From: warlord@MIT.EDU
Date: Tue, 29 Nov 94 19:03:49 EST
To: stripes@uunet.uu.net (Josh Osborne)
Cc: warlord@MIT.EDU (Derek Atkins), brian@nothing.ucsd.edu,
        hobbit@asylum.sf.ca.us, mcguire@rocinante.digex.net, kerberos@MIT.EDU
In-Reply-To: "[4242] in Kerberos"


> Not to belittle your fine idea, but having recently been involved in a 
> situation where it was decided by others that "doing TCP/IP will be harder 
> then our own little magic protocall", I can tell you that it isn't.  A 
> minimal TCP/IP + telnet + some of the "standard services" (TCP chargen,
> UDP echo) has been written in less then 8K of ROM on a machine with
> less then 3K of RAM (this was an embedded CPU with a 6502 core).

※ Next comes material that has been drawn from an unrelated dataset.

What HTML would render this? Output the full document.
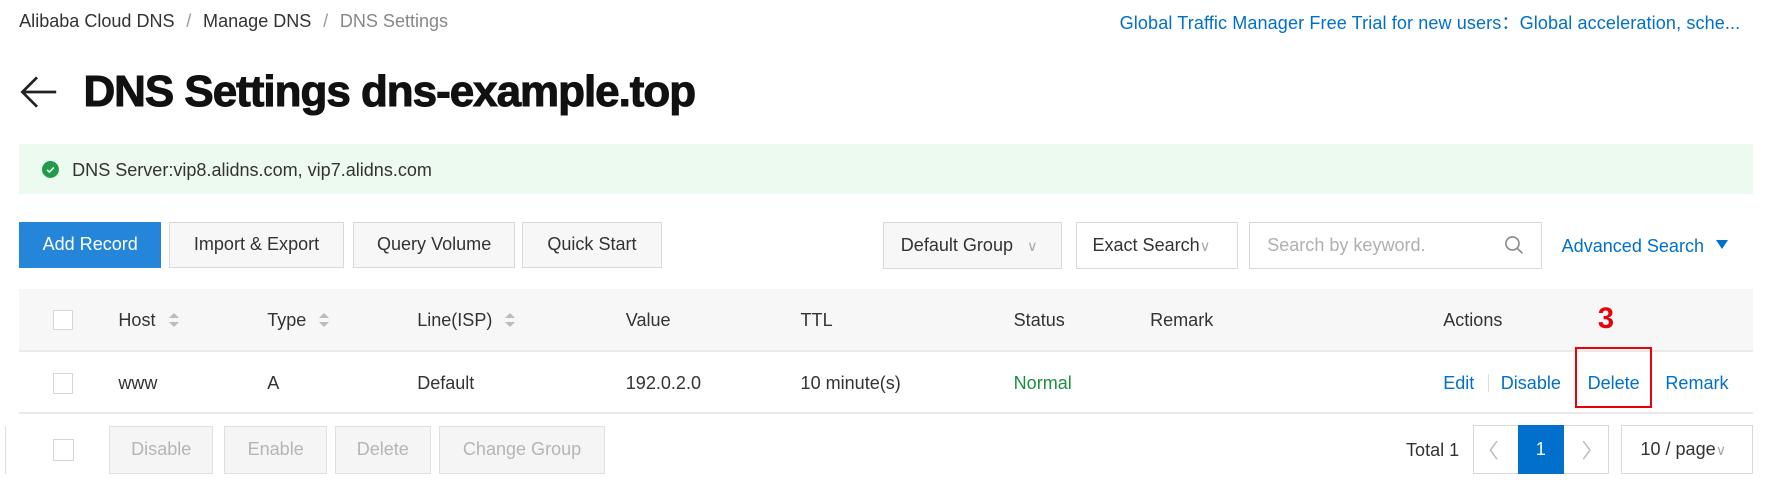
<!DOCTYPE html>
<html><head><meta charset="utf-8"><style>
html,body{margin:0;padding:0;background:#fff;overflow:hidden;width:1768px;height:502px}
#w{position:relative;width:1568px;height:445px;zoom:1.12755;font-family:"Liberation Sans",Arial,sans-serif;font-size:16px;color:#333}
.a{position:absolute;white-space:nowrap}
.btn{position:absolute;box-sizing:border-box;border:1px solid #d9d9d9;background:#f7f7f7;text-align:center;color:#333;font-size:16px}
.dis{background:#f5f5f5;border-color:#e0e0e0;color:#b5b5b5}
.cb{position:absolute;width:18px;height:18px;border:1px solid #d6d6d6;background:#fff;box-sizing:border-box}
.blue{color:#0070cc}
.sort{position:absolute;width:0;height:0;border-left:5px solid transparent;border-right:5px solid transparent}
</style></head><body><div id="w">
<div class="a" style="left:17px;top:10px">Alibaba Cloud DNS <span style="color:#999;margin:0 6px">/</span> Manage DNS <span style="color:#999;margin:0 6px">/</span> <span style="color:#888">DNS Settings</span></div>
<div class="a blue" style="left:993px;top:8px;letter-spacing:0.1px">Global Traffic Manager Free Trial for new users：Global acceleration, sche...</div>
<svg class="a" style="left:17px;top:66px" width="36" height="32" viewBox="0 0 36 32"><path d="M33 16H3M16 3L3 16l13 13" fill="none" stroke="#222" stroke-width="2.4"/></svg>
<div class="a" style="left:74px;top:59px;font-size:39px;font-weight:bold;color:#111;letter-spacing:-0.9px;-webkit-text-stroke:0.9px #111">DNS Settings dns-example.top</div>
<div class="a" style="left:17px;top:128px;width:1538px;height:44px;background:#ecfaf0"></div>
<svg class="a" style="left:37px;top:143px" width="15" height="15" viewBox="0 0 15 15"><circle cx="7.5" cy="7.5" r="7.5" fill="#1e9b4b"/><path d="M4.5 7.8l2 2 4-4" fill="none" stroke="#fff" stroke-width="1.4"/></svg>
<div class="a" style="left:64px;top:142px">DNS Server:vip8.alidns.com, vip7.alidns.com</div>

<div class="btn" style="left:17px;top:197px;width:126px;height:41px;line-height:39px;background:#2585d9;border-color:#2585d9;color:#fff">Add Record</div>
<div class="btn" style="left:150px;top:197px;width:155px;height:41px;line-height:39px">Import &amp; Export</div>
<div class="btn" style="left:313px;top:197px;width:144px;height:41px;line-height:39px">Query Volume</div>
<div class="btn" style="left:463px;top:197px;width:124px;height:41px;line-height:39px">Quick Start</div>
<div class="btn" style="left:783px;top:197px;width:159px;height:42px;line-height:40px;text-align:left;padding-left:15px">Default Group <span style="color:#aaa;margin-left:8px;font-size:13px">∨</span></div>
<div class="btn" style="left:954px;top:197px;width:144px;height:42px;line-height:40px;background:#fff;text-align:left;padding-left:14px">Exact Search<span style="color:#aaa;font-size:13px">∨</span></div>
<div class="btn" style="left:1108px;top:197px;width:260px;height:42px;line-height:40px;background:#fff;text-align:left;padding-left:15px;color:#b0b0b0">Search by keyword.</div>
<svg class="a" style="left:1334px;top:208px" width="18" height="18" viewBox="0 0 18 18"><circle cx="7.5" cy="7.5" r="5.8" fill="none" stroke="#888" stroke-width="1.4"/><path d="M11.8 11.8l4.5 4.5" stroke="#888" stroke-width="1.4"/></svg>
<div class="a blue" style="left:1385px;top:209px">Advanced Search</div>
<div class="a" style="left:1522px;top:213px;border-left:6px solid transparent;border-right:6px solid transparent;border-top:8px solid #0070cc"></div>

<div class="a" style="left:17px;top:256px;width:1538px;height:54px;background:#f7f7f7;border-bottom:2px solid #eaeaea"></div>
<div class="cb" style="left:47px;top:275px"></div>
<div class="a" style="left:105px;top:275px">Host</div>
<div class="sort" style="left:150px;top:278px;border-bottom:5px solid #bbb"></div><div class="sort" style="left:150px;top:286px;border-top:5px solid #bbb"></div>
<div class="a" style="left:237px;top:275px">Type</div>
<div class="sort" style="left:283px;top:278px;border-bottom:5px solid #bbb"></div><div class="sort" style="left:283px;top:286px;border-top:5px solid #bbb"></div>
<div class="a" style="left:370px;top:275px">Line(ISP)</div>
<div class="sort" style="left:448px;top:278px;border-bottom:5px solid #bbb"></div><div class="sort" style="left:448px;top:286px;border-top:5px solid #bbb"></div>
<div class="a" style="left:555px;top:275px">Value</div>
<div class="a" style="left:710px;top:275px">TTL</div>
<div class="a" style="left:899px;top:275px">Status</div>
<div class="a" style="left:1020px;top:275px">Remark</div>
<div class="a" style="left:1280px;top:275px">Actions</div>
<div class="a" style="left:1417px;top:268px;color:#e8000b;font-size:26px;font-weight:bold">3</div>

<div class="cb" style="left:47px;top:331px"></div>
<div class="a" style="left:105px;top:331px">www</div>
<div class="a" style="left:237px;top:331px">A</div>
<div class="a" style="left:370px;top:331px">Default</div>
<div class="a" style="left:555px;top:331px">192.0.2.0</div>
<div class="a" style="left:710px;top:331px">10 minute(s)</div>
<div class="a" style="left:899px;top:331px;color:#1e8e3e">Normal</div>
<div class="a blue" style="left:1280px;top:331px">Edit</div>
<div class="a" style="left:1320px;top:332px;width:1px;height:16px;background:#ddd"></div>
<div class="a blue" style="left:1331px;top:331px">Disable</div>
<div class="a blue" style="left:1408px;top:331px">Delete</div>
<div class="a" style="left:1397px;top:308px;width:68px;height:54px;box-sizing:border-box;border:2px solid #e8000b"></div>
<div class="a blue" style="left:1477px;top:331px">Remark</div>
<div class="a" style="left:17px;top:365px;width:1538px;height:2px;background:#eaeaea"></div>

<div class="a" style="left:0;top:378px;width:4px;height:42px;border-right:1px solid #ddd"></div>
<div class="cb" style="left:47px;top:389px;width:19px;height:20px"></div>
<div class="btn dis" style="left:97px;top:378px;width:92px;height:42px;line-height:40px">Disable</div>
<div class="btn dis" style="left:199px;top:378px;width:91px;height:42px;line-height:40px">Enable</div>
<div class="btn dis" style="left:297px;top:378px;width:85px;height:42px;line-height:40px">Delete</div>
<div class="btn dis" style="left:389px;top:378px;width:148px;height:42px;line-height:40px">Change Group</div>
<div class="a" style="left:1247px;top:390px">Total 1</div>
<div class="btn" style="left:1306px;top:377px;width:121px;height:43px;background:#fff"></div>
<svg class="a" style="left:1320px;top:390px" width="10" height="18" viewBox="0 0 10 18"><path d="M8 1L2 9l6 8" fill="none" stroke="#bbb" stroke-width="1.3"/></svg>
<div class="a" style="left:1346px;top:377px;width:41px;height:43px;background:#0070cc;color:#fff;text-align:center;line-height:43px;font-size:16px">1</div>
<svg class="a" style="left:1402px;top:390px" width="10" height="18" viewBox="0 0 10 18"><path d="M2 1l6 8-6 8" fill="none" stroke="#bbb" stroke-width="1.3"/></svg>
<div class="btn" style="left:1438px;top:377px;width:117px;height:43px;line-height:41px;background:#fff;text-align:left;padding-left:16px">10 / page<span style="color:#aaa;font-size:13px">∨</span></div>
</div></body></html>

I'm truly impressed with this, however that doesn't solve a number of
problems.  First, it means that every dialup client has to be given
it's own IP address and support PPP.  Second, the server side needs to
start decoding PPP for every client. Third, it doesn't help when you
are logged through multiple hops.  

The extra-IP address problem is fairly simple to come by, just get one
IP address per phone line.  But in this case, what is the difference
between offering PPP dialup and a shell account?

The server-side load is more difficult.  Before, you could just have
modems connected to serial ports on machines and run getty.  Now you
actually need terminal servers that can decode PPP packets, which adds
to the expense and the overhead of the system.

As for the third problem, you can't necessarily run PPP inside a
telnet connection.  For example, using my code, I could be dialed up
to a machine in Cleveland, which is insecure, and then log in securely
to my MIT account.  Could you do that with PPP?  I doubt it!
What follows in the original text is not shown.